Alors qu’est-ce que c’est une “banque verte”?
Une Banque verte ou une facilite verte est un instrument financier qui a pour mandat de financer des projets durables qui atténuent l’impact sur l’environnement et favorisent l’adaptation face aux changements climatiques. Une banque verte peut être créée directement à cet effet ou peut être une enveloppe de financements directement logée au sein d’une banque commerciale. Les institutions financières africaines ont encore assez peu accès à cette finance verte, qui représente pourtant une réelle opportunité, au niveau local pour soutenir un développement durable. L’idée est de renforcer leurs connaissances des projets verts, sur comment les structurer, les évaluer en termes de risques, les financer en les rendant bancables via l’utilisation de financement mixte (ou blended finance). Ce modèle de financement souvent utilisé pour les projets de développement durable a pour particularité d’adosser à des capitaux privés, des ressources concessionnelles publiques (dons, prêts à taux concessionnels …) qui viennent dé-risquer et rendre attractif le projet.
Quel intérêt pour nos gouvernements et les banques commerciales africaines?
La finance climatique s’élève au niveau global à USD 632 Milliards, elle doit être multipliée par 5 à l’horizon 2030 afin d’atteindre les objectifs en matière de lutte contre le changement climatique. Pour l’Afrique uniquement, on évalue cette opportunité à USD 2,800 Milliards. Le gap est important . En 2021, le continent n’a pu capter que 3% des volumes de la finance climatique globale soit USD 20 Milliards. Il est donc indispensable de se doter au niveau local et régional d’outils tels que les banques vertes qui pourront capter ces ressources internationales, en mobiliser au niveau local et les investir, en ciblant les secteurs prioritaires nationaux, dans des projets de développement durable a fort impact économique, social et environnemental.
Que fait la Banque Africaine de Développement pour aider ses Etats membres à se doter de tels instruments ?
La BAD a très vite identifié ce mécanisme novateur comme représentant une opportunité pour nos Etats dans la réalisation de leurs objectifs en matière de lutte contre le changement climatique et pour la croissance verte.
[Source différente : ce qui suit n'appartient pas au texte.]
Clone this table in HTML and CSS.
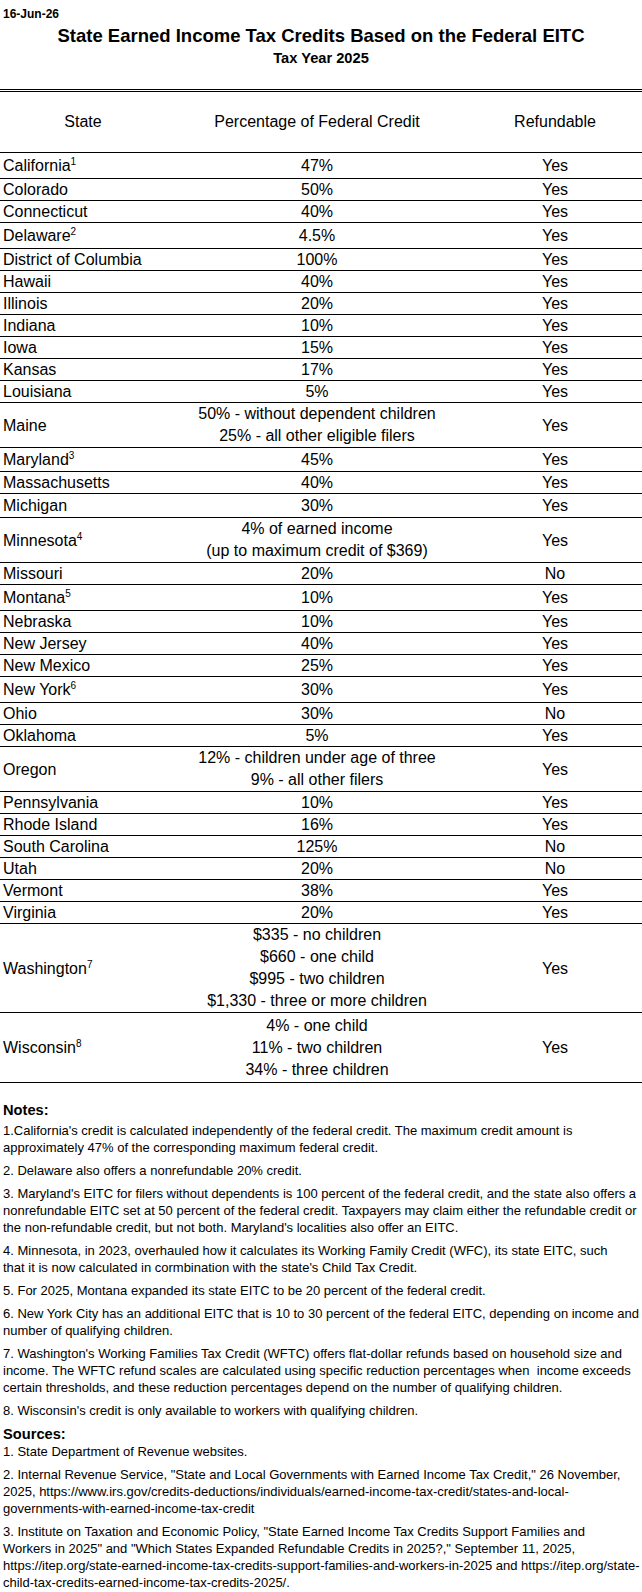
FILE: index.html
```html
<!DOCTYPE html>
<html lang="en">
<head>
    <meta charset="UTF-8">
    <meta name="viewport" content="width=device-width, initial-scale=1.0">
    <title>State Earned Income Tax Credits Based on the Federal EITC</title>
    <link rel="stylesheet" href="styles.css">
</head>
<body>
    <div class="date">16-Jun-26</div>
    <h1 class="title">State Earned Income Tax Credits Based on the Federal EITC</h1>
    <div class="subtitle">Tax Year 2025</div>

    <table class="eitc">
        <thead>
            <tr>
                <th class="col-state">State</th>
                <th class="col-pct">Percentage of Federal Credit</th>
                <th class="col-ref">Refundable</th>
            </tr>
        </thead>
        <tbody>
            <tr class="noted"><td class="state">California<sup>1</sup></td><td>47%</td><td>Yes</td></tr>
            <tr><td class="state">Colorado</td><td>50%</td><td>Yes</td></tr>
            <tr><td class="state">Connecticut</td><td>40%</td><td>Yes</td></tr>
            <tr class="noted"><td class="state">Delaware<sup>2</sup></td><td>4.5%</td><td>Yes</td></tr>
            <tr><td class="state">District of Columbia</td><td>100%</td><td>Yes</td></tr>
            <tr><td class="state">Hawaii</td><td>40%</td><td>Yes</td></tr>
            <tr><td class="state">Illinois</td><td>20%</td><td>Yes</td></tr>
            <tr><td class="state">Indiana</td><td>10%</td><td>Yes</td></tr>
            <tr><td class="state">Iowa</td><td>15%</td><td>Yes</td></tr>
            <tr><td class="state">Kansas</td><td>17%</td><td>Yes</td></tr>
            <tr><td class="state">Louisiana</td><td>5%</td><td>Yes</td></tr>
            <tr>
                <td class="state">Maine</td>
                <td><div class="line">50% - without dependent children</div><div class="line">25% - all other eligible filers</div></td>
                <td>Yes</td>
            </tr>
            <tr class="noted-sm"><td class="state">Maryland<sup>3</sup></td><td>45%</td><td>Yes</td></tr>
            <tr><td class="state">Massachusetts</td><td>40%</td><td>Yes</td></tr>
            <tr class="noted-sm"><td class="state">Michigan</td><td>30%</td><td>Yes</td></tr>
            <tr>
                <td class="state">Minnesota<sup>4</sup></td>
                <td><div class="line">4% of earned income</div><div class="line">(up to maximum credit of $369)</div></td>
                <td>Yes</td>
            </tr>
            <tr><td class="state">Missouri</td><td>20%</td><td>No</td></tr>
            <tr class="noted"><td class="state">Montana<sup>5</sup></td><td>10%</td><td>Yes</td></tr>
            <tr><td class="state">Nebraska</td><td>10%</td><td>Yes</td></tr>
            <tr><td class="state">New Jersey</td><td>40%</td><td>Yes</td></tr>
            <tr><td class="state">New Mexico</td><td>25%</td><td>Yes</td></tr>
            <tr class="noted"><td class="state">New York<sup>6</sup></td><td>30%</td><td>Yes</td></tr>
            <tr><td class="state">Ohio</td><td>30%</td><td>No</td></tr>
            <tr><td class="state">Oklahoma</td><td>5%</td><td>Yes</td></tr>
            <tr>
                <td class="state">Oregon</td>
                <td><div class="line">12% - children under age of three</div><div class="line">9% - all other filers</div></td>
                <td>Yes</td>
            </tr>
            <tr><td class="state">Pennsylvania</td><td>10%</td><td>Yes</td></tr>
            <tr><td class="state">Rhode Island</td><td>16%</td><td>Yes</td></tr>
            <tr><td class="state">South Carolina</td><td>125%</td><td>No</td></tr>
            <tr><td class="state">Utah</td><td>20%</td><td>No</td></tr>
            <tr><td class="state">Vermont</td><td>38%</td><td>Yes</td></tr>
            <tr><td class="state">Virginia</td><td>20%</td><td>Yes</td></tr>
            <tr>
                <td class="state">Washington<sup>7</sup></td>
                <td>
                    <div class="line">$335 - no children</div>
                    <div class="line">$660 - one child</div>
                    <div class="line">$995 - two children</div>
                    <div class="line">$1,330 - three or more children</div>
                </td>
                <td>Yes</td>
            </tr>
            <tr class="wide">
                <td class="state">Wisconsin<sup>8</sup></td>
                <td>
                    <div class="line">4% - one child</div>
                    <div class="line">11% - two children</div>
                    <div class="line">34% - three children</div>
                </td>
                <td>Yes</td>
            </tr>
        </tbody>
    </table>

    <div class="notes">
        <h2>Notes:</h2>
        <p>1.California's credit is calculated independently of the federal credit. The maximum credit amount is approximately 47% of the corresponding maximum federal credit.</p>
        <p>2. Delaware also offers a nonrefundable 20% credit.</p>
        <p>3. Maryland's EITC for filers without dependents is 100 percent of the federal credit, and the state also offers a nonrefundable EITC set at 50 percent of the federal credit. Taxpayers may claim either the refundable credit or the non-refundable credit, but not both. Maryland's localities also offer an EITC.</p>
        <p>4. Minnesota, in 2023, overhauled how it calculates its Working Family Credit (WFC), its state EITC, such<br>that it is now calculated in cormbination with the state's Child Tax Credit.</p>
        <p>5. For 2025, Montana expanded its state EITC to be 20 percent of the federal credit.</p>
        <p>6. New York City has an additional EITC that is 10 to 30 percent of the federal EITC, depending on income and number of qualifying children.</p>
        <p>7. Washington's Working Families Tax Credit (WFTC) offers flat-dollar refunds based on household size and income. The WFTC refund scales are calculated using specific reduction percentages when&nbsp; income exceeds certain thresholds, and these reduction percentages depend on the number of qualifying children.</p>
        <p>8. Wisconsin's credit is only available to workers with qualifying children.</p>

        <h2 class="sources">Sources:</h2>
        <p>1. State Department of Revenue websites.</p>
        <p>2. Internal Revenue Service, "State and Local Governments with Earned Income Tax Credit," 26 November, 2025, https://www.irs.gov/credits-deductions/individuals/earned-income-tax-credit/states-and-local-governments-with-earned-income-tax-credit</p>
        <p>3. Institute on Taxation and Economic Policy, "State Earned Income Tax Credits Support Families and<br>Workers in 2025" and "Which States Expanded Refundable Credits in 2025?," September 11, 2025, https://itep.org/state-earned-income-tax-credits-support-families-and-workers-in-2025 and https://itep.org/state-child-tax-credits-earned-income-tax-credits-2025/.</p>
    </div>
</body>
</html>
```

FILE: styles.css
```css
body {
    margin: 0;
    font-family: "Liberation Sans", Arial, sans-serif;
    color: #000;
    background-color: #fff;
}
.date {
    padding: 7px 3px 0;
    font-size: 12px;
    line-height: 14px;
    font-weight: bold;
}
.title {
    margin: 4px 0 0;
    font-size: 18.5px;
    line-height: 21px;
    text-align: center;
}
.subtitle {
    margin-top: 4px;
    font-size: 14.67px;
    line-height: 17px;
    font-weight: bold;
    text-align: center;
}
.eitc {
    width: 642px;
    margin-top: 22px;
    border-collapse: collapse;
    border-top: 3px double #000;
    font-size: 16px;
}
.eitc th {
    height: 60px;
    padding: 0;
    font-weight: normal;
    text-align: center;
    border-bottom: 1px solid #000;
}
.col-state { width: 166px; }
.col-pct { width: 302px; }
.col-ref { width: 174px; }
.eitc td {
    height: 21px;
    padding: 0;
    line-height: 21px;
    text-align: center;
    vertical-align: middle;
    border-bottom: 1px solid #000;
}
.eitc td.state {
    text-align: left;
    padding-left: 3px;
}
.eitc tr.noted td { height: 25px; }
.eitc tr.noted-sm td { height: 23px; }
.eitc tr.wide td { height: 69px; }
.eitc .line {
    line-height: 22px;
}
.eitc sup {
    font-size: 10px;
    line-height: 0;
    vertical-align: 6px;
}
.notes {
    padding: 0 0 0 3px;
    font-size: 13px;
    line-height: 17px;
}
.notes h2 {
    margin: 18px 0 3px;
    font-size: 14.67px;
    line-height: 18px;
}
.notes h2.sources {
    margin: 0;
}
.notes p {
    margin: 0 0 6px;
}
```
Elle a commencé par l’évaluation du potentiel de ce mécanisme dans 6 pays africains (Zambie, Mozambique, Ouganda, Tunisie, Ghana, Bénin). Les résultats de cette étude ont notamment été présentés en novembre 2021 à Glasgow lors de la COP26, qui a aussi assisté au lancement du programme phare d’accélération de l’adaptation en Afrique (AAAP), comprenant les banques vertes dans son pilier sur les initiatives financières innovantes pour l’Afrique. Le AAAP est une initiative conjointe de la Banque africaine de développement et du Centre mondial sur l’adaptation (GCA). Le programme vise à mobiliser 25 milliards de dollars américains d’ici 2025 pour accélérer et intensifier l’action d’adaptation au changement climatique sur le continent. Cette année, la BAD a déjà entrepris de mobiliser de l’assistance technique qui aidera des banques commerciales locales et régionales à créer et capitaliser leur propre véhicule d’investissements verts. De plus la Banque souhaite, à horizon 2023, doter l’Afrique d’un fonds de 1,5 Milliard de dollars US dédiés à soutenir cet écosystème de banques vertes africaines par la provision d’assistance technique, de ressources de capitalisation et d’investissements concessionnels.
Quels sont les critères d’accès à ces ressources ?
La Banque soutient dans cette initiative l’exhaustivité de ses membres régionaux et travaillera avec des banques locales qui démontrent d’une véritable stratégie dans le durable, ont la volonté de verdir leur portefeuille d’investissement, ont un enracinement local fort et présentant un portefeuille dynamique de projets. L’assistance technique fournie permettra entre autres de développer leur pipeline de projets verts et d’adaptation. Le modèle des banques vertes est un mécanisme qui a démontré son efficacité au niveau mondial à verdir les portefeuilles d’investissement des acteurs financiers locaux et dans la mobilisation de ressources dédiées à la croissance verte. On l’a très bien vu au sein même de la Banque africaine de Développement, qui alloue à la finance climatique 40% de ses investissements et continue d’accroître ses ambitions en doublant sa finance climatique à 25 milliards de dollars à horizon 2025.